WRITTEN REQUEST: Copy out all lines that carry the word "styles".
Start
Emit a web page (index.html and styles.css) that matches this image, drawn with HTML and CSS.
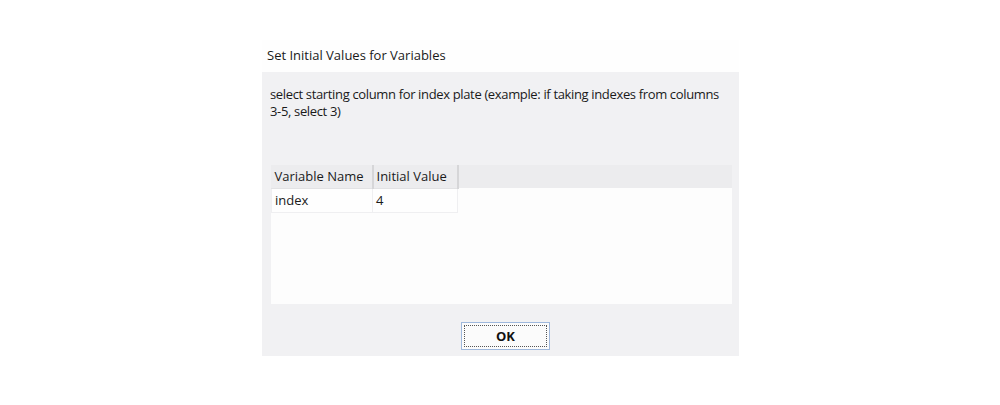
FILE: index.html
```html
<!DOCTYPE html>
<html lang="en">
<head>
  <meta charset="UTF-8" />
  <title>Set Initial Values for Variables</title>
  <link rel="stylesheet" href="styles.css">
</head>
<body>
  <div class="dialog">
    <div class="title">Set Initial Values for Variables</div>
    <div class="panel">
      <p class="desc">select starting column for index plate (example: if taking indexes from columns 3-5, select 3)</p>
      <div class="grid">
        <table>
          <tr>
            <th class="col-name">Variable Name</th>
            <th class="col-value">Initial Value</th>
          </tr>
          <tr>
            <td>index</td>
            <td>4</td>
          </tr>
        </table>
      </div>
      <div class="actions">
        <button class="ok"><span>OK</span></button>
      </div>
    </div>
  </div>
</body>
</html>
```

FILE: styles.css
```css
* { margin: 0; padding: 0; box-sizing: border-box; }
body {
  background: #ffffff;
  font-family: "Open Sans", "Liberation Sans", sans-serif;
  font-size: 13px;
  color: #1a1a1a;
}
.dialog {
  width: 477px;
  margin: 40px 0 0 262px;
}
.title {
  height: 32px;
  padding: 6px 0 0 5px;
  background: #fefefe;
}
.panel {
  background: #f1f1f3;
  height: 284px;
  padding: 14px 7px 6px 8px;
  display: flex;
  flex-direction: column;
}
.desc {
  line-height: 17px;
  width: 458px;
  letter-spacing: -0.35px;
}
.grid {
  margin-top: 45px;
  margin-left: 1px;
  height: 139px;
  background: #fdfdfd;
  background-image: linear-gradient(#ececee, #ececee);
  background-size: 100% 23px;
  background-repeat: no-repeat;
}
table {
  border-collapse: collapse;
}
th, td {
  text-align: left;
  font-weight: normal;
  padding: 0 3px;
  white-space: nowrap;
}
th {
  height: 23px;
  background: #ececee;
  border-right: 2px solid #d6d6d8;
  border-bottom: 1px solid #e2e2e4;
}
td {
  height: 24px;
  background: #fefefe;
  border: 1px solid #efeff1;
}
.col-name { width: 101px; }
.col-value { width: 85px; }
.actions {
  margin-top: auto;
  display: flex;
  justify-content: center;
  padding-left: 9px;
}
.ok {
  width: 89px;
  min-width: 89px;
  height: 28px;
  border: 1px solid #9fb8dc;
  background: #fbfbfb;
  padding: 2px;
  font-family: "Open Sans", "Liberation Sans", sans-serif;
  font-size: 13px;
  font-weight: bold;
  color: #111;
}
.ok span {
  display: block;
  height: 100%;
  border: 1px dotted #555;
  line-height: 20px;
}
```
End
WORKED ANSWER:
Emit a web page (index.html and styles.css) that matches this image, drawn with HTML and CSS.
  <link rel="stylesheet" href="styles.css">
FILE: styles.css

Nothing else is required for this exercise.